▶ _INSTRUCTION_: All the data below goes into the copy word for word, but the pictures don't.

**** SOURCE MATERIAL ****

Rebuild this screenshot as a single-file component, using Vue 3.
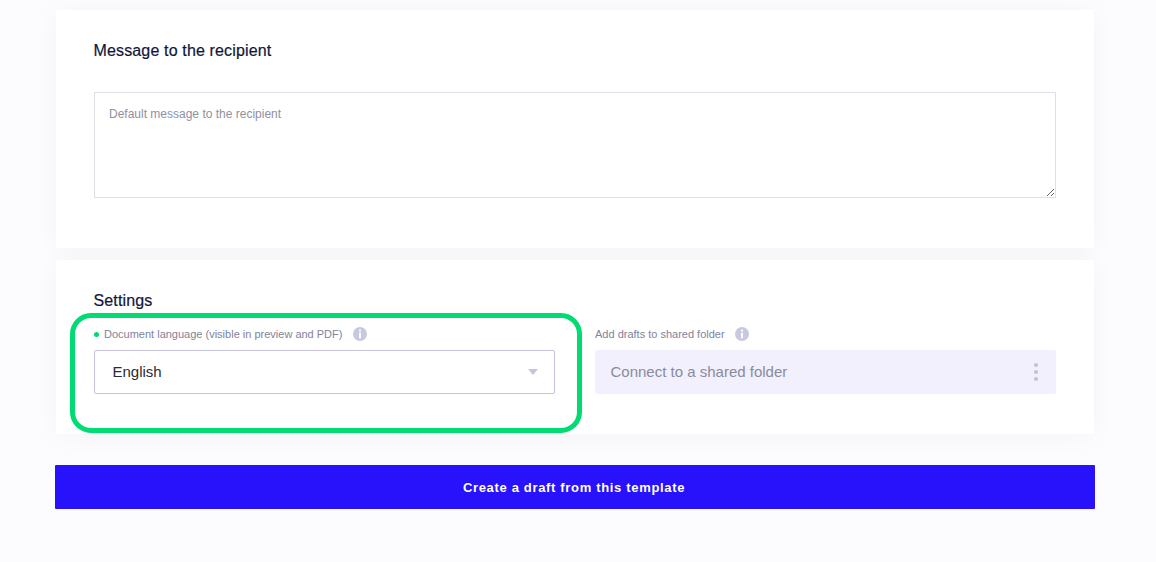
<script setup>
const infoPath = 'M7 0a7 7 0 1 0 0 14A7 7 0 0 0 7 0z';
</script>

<template>
  <main class="page">
    <section class="card message">
      <h2 class="title">Message to the recipient</h2>
      <textarea class="area" placeholder="Default message to the recipient"></textarea>
    </section>

    <section class="card settings">
      <h2 class="title settings-title">Settings</h2>
      <div class="fields">
        <div class="field">
          <div class="label">
            <span class="dot"></span>
            <span>Document language (visible in preview and PDF)</span>
            <svg class="info" viewBox="0 0 14 14">
              <path :d="infoPath" fill="#c9c8e3" />
              <circle cx="7" cy="3.7" r="1.1" fill="#fff" />
              <rect x="6" y="5.7" width="2" height="5.6" rx=".4" fill="#fff" />
            </svg>
          </div>
          <div class="select">
            <span class="value">English</span>
            <span class="caret"></span>
          </div>
        </div>
        <div class="field">
          <div class="label">
            <span>Add drafts to shared folder</span>
            <svg class="info wide" viewBox="0 0 14 14">
              <path :d="infoPath" fill="#c9c8e3" />
              <circle cx="7" cy="3.7" r="1.1" fill="#fff" />
              <rect x="6" y="5.7" width="2" height="5.6" rx=".4" fill="#fff" />
            </svg>
          </div>
          <div class="folder">
            <span class="value">Connect to a shared folder</span>
            <span class="dots"><i></i><i></i><i></i></span>
          </div>
        </div>
      </div>
      <div class="highlight"></div>
    </section>

    <button class="cta" type="button">Create a draft from this template</button>
  </main>
</template>

<style>
html, body { margin: 0; background: #fcfcff; }
</style>

<style scoped>
.page {
  width: 1156px;
  height: 562px;
  box-sizing: border-box;
  padding: 10px 62px 0 56px;
  overflow: hidden;
  font-family: "Liberation Sans", Arial, sans-serif;
  display: flex;
  flex-direction: column;
  background: #fcfcff;
}
.card {
  background: #fff;
  box-shadow: 0 2px 24px rgba(30, 30, 60, 0.035);
  box-sizing: border-box;
  padding: 0 38px;
  width: 1038px;
}
.message { height: 238px; padding-top: 32px; }
.settings { height: 174px; margin-top: 12px; padding-top: 32px; position: relative; }
.title {
  margin: 0 0 0 -0.5px;
  font-size: 16px;
  line-height: 18px;
  font-weight: 400;
  letter-spacing: 0.15px;
  color: #10163a;
  -webkit-text-stroke: 0.2px #10163a;
}
.area {
  display: block;
  width: 962px;
  height: 106px;
  margin-top: 32px;
  box-sizing: border-box;
  padding: 13px 14px;
  border: 1px solid #e0dfe8;
  border-radius: 0;
  outline: none;
  font: 12px/16px "Liberation Sans", Arial, sans-serif;
  color: #8f8fa3;
}
.area::placeholder { color: #8f8fa3; opacity: 1; }
.fields { display: flex; gap: 40px; margin-top: 9px; }
.field { width: 461px; }
.label {
  height: 26px;
  margin-top: 2px;
  display: flex;
  align-items: center;
  font-size: 11px;
  color: #82829a;
}
.dot {
  width: 5px;
  height: 5px;
  border-radius: 50%;
  background: #00d775;
  margin-right: 5px;
}
.info { width: 14px; height: 14px; margin-left: 11px; }
.info.wide { margin-left: 10px; }
.select, .folder {
  height: 44px;
  box-sizing: border-box;
  display: flex;
  align-items: center;
  justify-content: space-between;
  margin-top: 3px;
}
.value { margin-bottom: 2px; }
.select {
  border: 1px solid #c4c1df;
  border-radius: 2px;
  padding: 0 16px 0 17.5px;
  font-size: 15px;
  color: #2b2b33;
}
.caret {
  width: 0;
  height: 0;
  border-left: 5.5px solid transparent;
  border-right: 5.5px solid transparent;
  border-top: 6px solid #c6c4de;
}
.folder {
  background: #f2f0fd;
  border-radius: 2px;
  padding: 0 18px 0 15.5px;
  font-size: 15px;
  color: #8a8a9c;
}
.dots { display: flex; flex-direction: column; gap: 3px; }
.dots i {
  display: block;
  width: 4px;
  height: 4px;
  border-radius: 50%;
  background: #c3c2cf;
}
.highlight {
  position: absolute;
  left: 14px;
  top: 53px;
  width: 512px;
  height: 120px;
  box-sizing: border-box;
  border: 5px solid #00dc73;
  border-radius: 21px;
  pointer-events: none;
}
.cta {
  width: 1040px;
  height: 44px;
  margin: 31px 0 0 -1px;
  padding: 0 2px 0 0;
  border: 0;
  border-radius: 1px;
  background: #2811fb;
  color: #fff;
  font: 700 13px "Liberation Sans", Arial, sans-serif;
  letter-spacing: 0.67px;
}
</style>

****

▶ _EXERCISE SOLUTION_:
Rebuild this screenshot as a single-file component, using Vue 3.
<script setup>
const infoPath = 'M7 0a7 7 0 1 0 0 14A7 7 0 0 0 7 0z';
</script>

<template>
  <main class="page">
    <section class="card message">
      <h2 class="title">Message to the recipient</h2>
      <textarea class="area" placeholder="Default message to the recipient"></textarea>
    </section>

    <section class="card settings">
      <h2 class="title settings-title">Settings</h2>
      <div class="fields">
        <div class="field">
          <div class="label">
            <span class="dot"></span>
            <span>Document language (visible in preview and PDF)</span>
            <svg class="info" viewBox="0 0 14 14">
              <path :d="infoPath" fill="#c9c8e3" />
              <circle cx="7" cy="3.7" r="1.1" fill="#fff" />
              <rect x="6" y="5.7" width="2" height="5.6" rx=".4" fill="#fff" />
            </svg>
          </div>
          <div class="select">
            <span class="value">English</span>
            <span class="caret"></span>
          </div>
        </div>
        <div class="field">
          <div class="label">
            <span>Add drafts to shared folder</span>
            <svg class="info wide" viewBox="0 0 14 14">
              <path :d="infoPath" fill="#c9c8e3" />
              <circle cx="7" cy="3.7" r="1.1" fill="#fff" />
              <rect x="6" y="5.7" width="2" height="5.6" rx=".4" fill="#fff" />
            </svg>
          </div>
          <div class="folder">
            <span class="value">Connect to a shared folder</span>
            <span class="dots"><i></i><i></i><i></i></span>
          </div>
        </div>
      </div>
      <div class="highlight"></div>
    </section>

    <button class="cta" type="button">Create a draft from this template</button>
  </main>
</template>

<style>
html, body { margin: 0; background: #fcfcff; }
</style>

<style scoped>
.page {
  width: 1156px;
  height: 562px;
  box-sizing: border-box;
  padding: 10px 62px 0 56px;
  overflow: hidden;
  font-family: "Liberation Sans", Arial, sans-serif;
  display: flex;
  flex-direction: column;
  background: #fcfcff;
}
.card {
  background: #fff;
  box-shadow: 0 2px 24px rgba(30, 30, 60, 0.035);
  box-sizing: border-box;
  padding: 0 38px;
  width: 1038px;
}
.message { height: 238px; padding-top: 32px; }
.settings { height: 174px; margin-top: 12px; padding-top: 32px; position: relative; }
.title {
  margin: 0 0 0 -0.5px;
  font-size: 16px;
  line-height: 18px;
  font-weight: 400;
  letter-spacing: 0.15px;
  color: #10163a;
  -webkit-text-stroke: 0.2px #10163a;
}
.area {
  display: block;
  width: 962px;
  height: 106px;
  margin-top: 32px;
  box-sizing: border-box;
  padding: 13px 14px;
  border: 1px solid #e0dfe8;
  border-radius: 0;
  outline: none;
  font: 12px/16px "Liberation Sans", Arial, sans-serif;
  color: #8f8fa3;
}
.area::placeholder { color: #8f8fa3; opacity: 1; }
.fields { display: flex; gap: 40px; margin-top: 9px; }
.field { width: 461px; }
.label {
  height: 26px;
  margin-top: 2px;
  display: flex;
  align-items: center;
  font-size: 11px;
  color: #82829a;
}
.dot {
  width: 5px;
  height: 5px;
  border-radius: 50%;
  background: #00d775;
  margin-right: 5px;
}
.info { width: 14px; height: 14px; margin-left: 11px; }
.info.wide { margin-left: 10px; }
.select, .folder {
  height: 44px;
  box-sizing: border-box;
  display: flex;
  align-items: center;
  justify-content: space-between;
  margin-top: 3px;
}
.value { margin-bottom: 2px; }
.select {
  border: 1px solid #c4c1df;
  border-radius: 2px;
  padding: 0 16px 0 17.5px;
  font-size: 15px;
  color: #2b2b33;
}
.caret {
  width: 0;
  height: 0;
  border-left: 5.5px solid transparent;
  border-right: 5.5px solid transparent;
  border-top: 6px solid #c6c4de;
}
.folder {
  background: #f2f0fd;
  border-radius: 2px;
  padding: 0 18px 0 15.5px;
  font-size: 15px;
  color: #8a8a9c;
}
.dots { display: flex; flex-direction: column; gap: 3px; }
.dots i {
  display: block;
  width: 4px;
  height: 4px;
  border-radius: 50%;
  background: #c3c2cf;
}
.highlight {
  position: absolute;
  left: 14px;
  top: 53px;
  width: 512px;
  height: 120px;
  box-sizing: border-box;
  border: 5px solid #00dc73;
  border-radius: 21px;
  pointer-events: none;
}
.cta {
  width: 1040px;
  height: 44px;
  margin: 31px 0 0 -1px;
  padding: 0 2px 0 0;
  border: 0;
  border-radius: 1px;
  background: #2811fb;
  color: #fff;
  font: 700 13px "Liberation Sans", Arial, sans-serif;
  letter-spacing: 0.67px;
}
</style>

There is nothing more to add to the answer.